Junior Showmanship and Dog Shows

Insider Info

If you've ever watched a dog show, you may have wondered how people get started showing dogs. Some of them probably began as children by competing in something called junior showmanship (also called junior handling).

In junior showmanship, judges rate the handler's ability, not the dog itself. So while the dog must be a registered purebred, it does not have to be of show quality. It can also be spayed or neutered, while show dogs in regular classes cannot.

In the U.S., competitors must be aged nine to 17. Girls and boys compete together, with girls tending to dominate the sport. Competitors must have a basic degree of fitness, as they are required to move around the show ring with their dogs. In the case of larger breeds that move quickly, this can leave many handlers out of breath!

Regardless of age, gender or physical fitness, many former juniors confirm that getting involved offers numerous benefits.

"I would encourage people to get involved because as a young child of 11, I learned how to handle myself as an adult," says Christine Tochor. Tochor is now a university student who still participates in dog shows. "It taught me how to clear my mind and strive to reach my goals, and that I was not going to get everything that I wanted. I was going to have to work for it."

Gail Miller placed second at the junior showmanship finals in Westminster, NY with her bearded collie. She also gained valuable experience as a junior.

"It gave me an opportunity to be successful at a young age, which helped my self-esteem," she says. "And I learned many other lessons by competing with adults. These types of foundational lessons helped me tackle other situations that I encountered as I grew up."

Today, Miller is the director of brand development for the American Kennel Club (AKC).

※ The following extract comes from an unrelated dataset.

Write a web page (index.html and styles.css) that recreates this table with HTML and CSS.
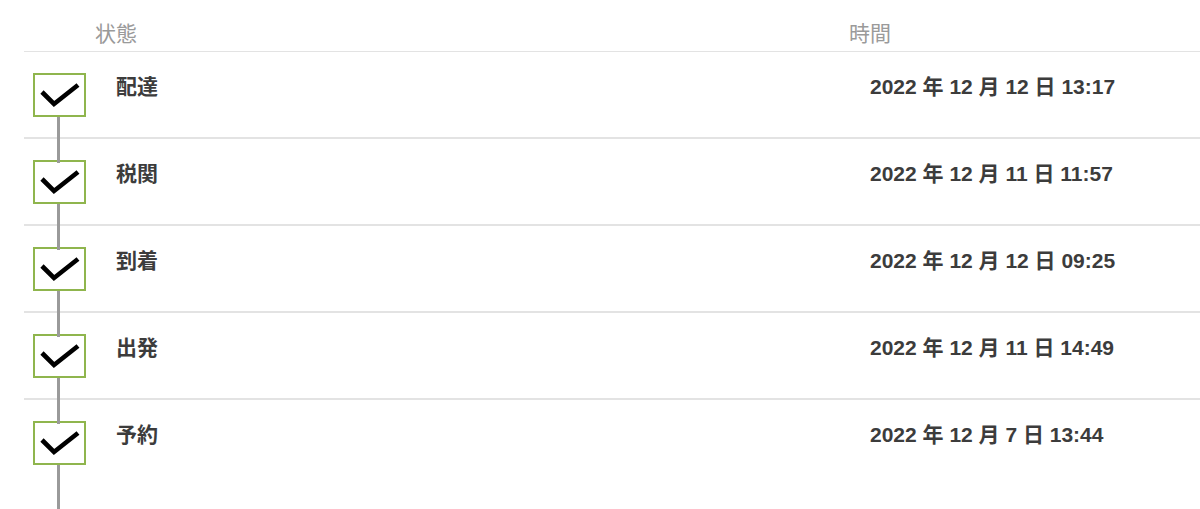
FILE: index.html
```html
<!DOCTYPE html>
<html lang="ja">
<head>
<meta charset="utf-8">
<link rel="stylesheet" href="styles.css">
</head>
<body>
<div class="track">
  <div class="head">
    <div class="h-status">状態</div>
    <div class="h-time">時間</div>
  </div>
  <div class="row">
    <div class="mark"><svg viewBox="0 0 49 40" width="49" height="40"><polyline points="7,17 19,29 43,10" /></svg></div>
    <div class="status">配達</div>
    <div class="time">2022 年 12 月 12 日 13:17</div>
  </div>
  <div class="row">
    <div class="mark"><svg viewBox="0 0 49 40" width="49" height="40"><polyline points="7,17 19,29 43,10" /></svg></div>
    <div class="status">税関</div>
    <div class="time">2022 年 12 月 11 日 11:57</div>
  </div>
  <div class="row">
    <div class="mark"><svg viewBox="0 0 49 40" width="49" height="40"><polyline points="7,17 19,29 43,10" /></svg></div>
    <div class="status">到着</div>
    <div class="time">2022 年 12 月 12 日 09:25</div>
  </div>
  <div class="row">
    <div class="mark"><svg viewBox="0 0 49 40" width="49" height="40"><polyline points="7,17 19,29 43,10" /></svg></div>
    <div class="status">出発</div>
    <div class="time">2022 年 12 月 11 日 14:49</div>
  </div>
  <div class="row last">
    <div class="mark"><svg viewBox="0 0 49 40" width="49" height="40"><polyline points="7,17 19,29 43,10" /></svg></div>
    <div class="status">予約</div>
    <div class="time">2022 年 12 月 7 日 13:44</div>
  </div>
</div>
</body>
</html>
```
FILE: styles.css
```css
html {
  overflow: hidden;
}
html, body {
  margin: 0;
  padding: 0;
  background: #fff;
}
body {
  font-family: "Liberation Sans", Arial, "Noto Sans CJK JP", sans-serif;
  font-size: 21px;
  color: #3c3c3c;
}
.track {
  margin-left: 24px;
  height: 509px;
}
.head {
  display: grid;
  grid-template-columns: 754px 1fr;
  padding-left: 71px;
  height: 52px;
  box-sizing: border-box;
  border-bottom: 1px solid #e3e3e3;
  color: #9a9a9a;
}
.h-status, .h-time {
  padding-top: 21px;
  line-height: 25px;
}
.row {
  display: grid;
  grid-template-columns: 92px 754px 1fr;
  padding: 21px 0 20px;
  border-bottom: 2px solid #e3e3e3;
  height: 44px;
}
.row.last {
  border-bottom: none;
  padding-bottom: 44px;
}
.mark {
  position: relative;
  margin-left: 9px;
  width: 49px;
  height: 40px;
  border: 2px solid #8fb54d;
  background: #fff;
}
.mark svg {
  display: block;
}
.mark polyline {
  fill: none;
  stroke: #000;
  stroke-width: 4.6;
  stroke-linejoin: miter;
}
.mark::after {
  content: "";
  position: absolute;
  left: 22px;
  top: 42px;
  width: 3px;
  height: 46px;
  background: #9a9a9a;
  z-index: 1;
}
.status, .time {
  font-weight: bold;
  line-height: 25px;
  padding-top: 1px;
}
```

Junior showmanship competitions are generally held on one day of a regular dog show. These shows take place all over North America, and may be staged indoors or outside.

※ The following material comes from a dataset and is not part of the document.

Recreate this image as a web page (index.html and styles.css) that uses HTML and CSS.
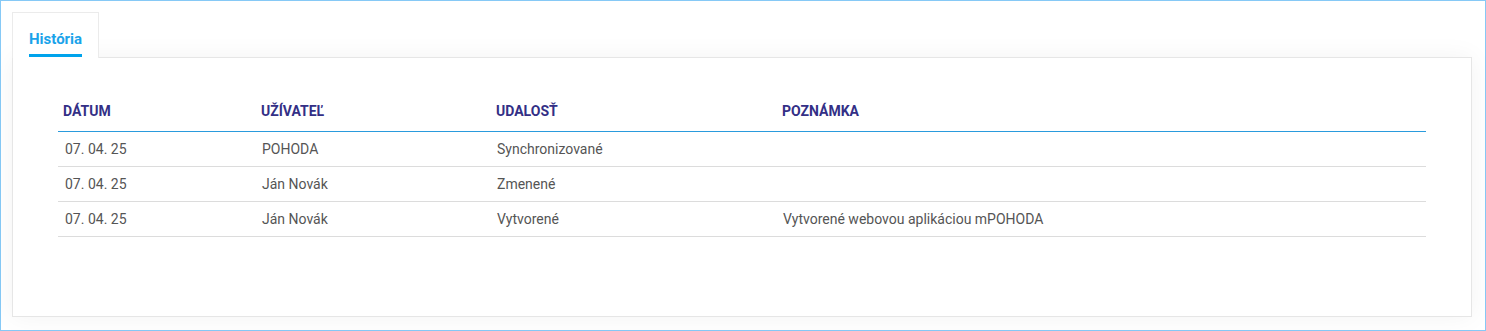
FILE: index.html
```html
<!DOCTYPE html>
<html lang="sk">
<head>
<meta charset="utf-8">
<title>História</title>
<link rel="stylesheet" href="styles.css">
</head>
<body>
<div class="frame">
  <div class="tabs">
    <div class="tab active"><span class="tab-label">História</span></div>
  </div>
  <div class="panel">
    <div class="table">
      <div class="row head">
        <div class="cell">DÁTUM</div>
        <div class="cell">UŽÍVATEĽ</div>
        <div class="cell">UDALOSŤ</div>
        <div class="cell">POZNÁMKA</div>
      </div>
      <div class="row">
        <div class="cell">07. 04. 25</div>
        <div class="cell">POHODA</div>
        <div class="cell">Synchronizované</div>
        <div class="cell"></div>
      </div>
      <div class="row">
        <div class="cell">07. 04. 25</div>
        <div class="cell">Ján Novák</div>
        <div class="cell">Zmenené</div>
        <div class="cell"></div>
      </div>
      <div class="row">
        <div class="cell">07. 04. 25</div>
        <div class="cell">Ján Novák</div>
        <div class="cell">Vytvorené</div>
        <div class="cell">Vytvorené webovou aplikáciou mPOHODA</div>
      </div>
    </div>
  </div>
</div>
</body>
</html>
```

FILE: styles.css
```css
* { box-sizing: border-box; }
html, body { margin: 0; padding: 0; background: #fff; }
body { font-family: Roboto, "Liberation Sans", Arial, sans-serif; }

.frame {
  width: 1486px;
  height: 331px;
  border: 1px solid #86c9f6;
  padding: 11px 13px 13px 11px;
  background: #fff;
  display: flex;
  flex-direction: column;
}

.tabs {
  display: flex;
  position: relative;
  z-index: 2;
}

.tab {
  width: 87px;
  height: 46px;
  margin-bottom: -1px;
  border: 1px solid #ebebeb;
  border-bottom: none;
  background: #fff;
  padding: 16px 0 0 16px;
}

.tab-label {
  display: inline-block;
  font-size: 15px;
  font-weight: 700;
  color: #1aa3ea;
  line-height: 20px;
  padding-bottom: 5px;
  border-bottom: 3px solid #00a3ec;
}

.panel {
  flex: 1;
  border: 1px solid #e6e6e6;
  background: #fff;
  box-shadow: 0 0 24px rgba(0, 0, 0, 0.05);
  padding: 32px 45px 0 45px;
  position: relative;
  z-index: 1;
}

.table {
  display: flex;
  flex-direction: column;
}

.row {
  display: grid;
  grid-template-columns: 197px 235px 286px 1fr;
  height: 35px;
  align-items: center;
  border-bottom: 1px solid #dcdcdc;
  font-size: 14px;
  color: #555;
}

.row .cell { padding-left: 7px; }

.row.head {
  height: 42px;
  border-bottom: 1px solid #2a9bdd;
  font-size: 14px;
  font-weight: 700;
  color: #332f86;
}

.row.head .cell { padding-left: 5px; }
.row.head .cell + .cell { padding-left: 6px; }
```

Classes are divided by age and the number of first place wins achieved. For example, once a handler wins a certain number of first-place prizes, he or she must move from novice to open class. This structure allows newer handlers to compete with others that are closer to their skill level.

Not only do juniors gain experience with their dogs, they also learn lessons and forge relationships that can last a lifetime.

"Junior handling can engage young people when they are in one of the most difficult periods of their lives," explains Cassandra Armsworthy. She competed as a junior and is now a university student and co-owner of a kennel. "Most start young, but it is as a teenager that they tend to stay most involved with the sport.

"For me, and for many of my handling mates, it was an escape from the inevitable peer pressure that comes with that age. It also teaches a sense of pride in your accomplishments, duty and responsibility. These are important skills that I worry are perhaps not being stressed enough today."

Marsha Clamp, an AKC junior showmanship judge, agrees that the sport can make a lasting impression on young people.

"I think the juniors sometimes strike up great friendships that last forever," she says. "It also teaches them some important lessons in life, like how to be a gracious loser at times."

The number of young people involved in this sport seems to change over the years. Today, more people are aware of dog shows, thanks to television coverage. This exposure could help junior showmanship grow. Young people also realize that the activity can lead to part-time work as they continue their education.

They find positions assisting professional handlers or handling other people's dogs, grooming, teaching classes, dog walking or sitting, and in a multitude of other areas. The sport also serves as a good base for any career involving animals, and many juniors stay involved in it past their 18th birthday.

"My involvement now is teaching young people how to handle and train their own dog," says Steven Caton, a former junior handler. "It gives me satisfaction to pass on the knowledge I learned, and I soon hope to be a junior judge so that I can reward a young person who has worked hard to get where they are."

Getting Started

So how can you get started? While many juniors are the children of people already involved in dog shows, anyone can participate. Go to a few shows and get to know some juniors. Chances are good that there is a juniors club in your region that offers advice and classes.

It helps if your family supports you in this activity, as you will need to get to and from shows. You must also purchase some basic equipment and the dog, if necessary. In the U.S., you or someone in your immediate family must own the dog that you will show.

Start-up costs range from minimal if you already have a purebred dog, up to $1,000 or more if you purchase a purebred and the basic equipment to go with it. This equipment includes a crate, possibly a grooming table and some grooming tools. You must also pay entry fees for each show, which vary according to the classes being entered.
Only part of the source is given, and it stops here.